In this study, we put an additional piece to this edifice by showing that the mantle chemistry, in particular its chromian spinel chemistry show basically the same type of variation. If the silicate chemistry was mostly buffered by mantle processes and do not show any significant difference all along the ophiolite, Cr# in Cr-pinels is on average 15% lower in the south-eastern massifs, in particular the Wadi Tayin massif, than in the north-western ones. This could suggest that the melting degree was significantly lower (about 4%) in the Wadi Tayin massif compared to the north-western part of the ophiolite, however the structure of the Wadi Tayin massif is in contradiction with this hypothesis. A partial melting degree about 4% lower would lead to a 10 to 20% decrease in the magma amount and then in a significantly thinner crustal section, which is not the case in the Oman ophiolite where all the massif a a similar crustal thickness.

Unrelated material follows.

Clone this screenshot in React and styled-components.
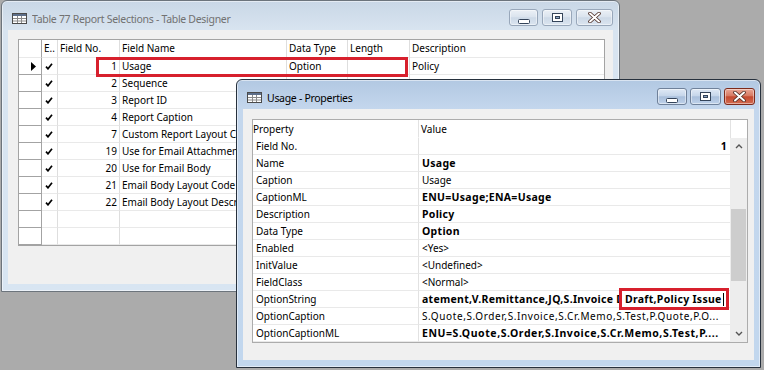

On the other hand, Cr# in mantle Cr-spinel could be influenced by other processes than only partial melting and possibly reflects other petrographical properties. It is reasonable to think that the Wadi Tayin mantle melted at the same degree than in the other massifs of the Oman ophiolite. The lower Cr# can be explained in the frame of mantle heterogeneities and mantle sources variations. All well studied magmatic features showed that melts were richer in Al, Ti and lower in Cr, Si in the south-eastern massifs compared to the north-western part of the ophiolite. We conclude then that the mantle below the ophiolite presented large scale (70 to 150 km wide) heterogeneities and that mantle sources were basically different in the various part of the ophiolite. Crust and mantle dykes chemistry was strongly influenced by their mantle sources and cannot be interpreted only in the frame of tectonic settings. Our study cannot bring any definitive answer about the tectonics settings of the Oman ophiolite but show that the presence of certain petrographical or chemical characteristics have to be considered with great caution.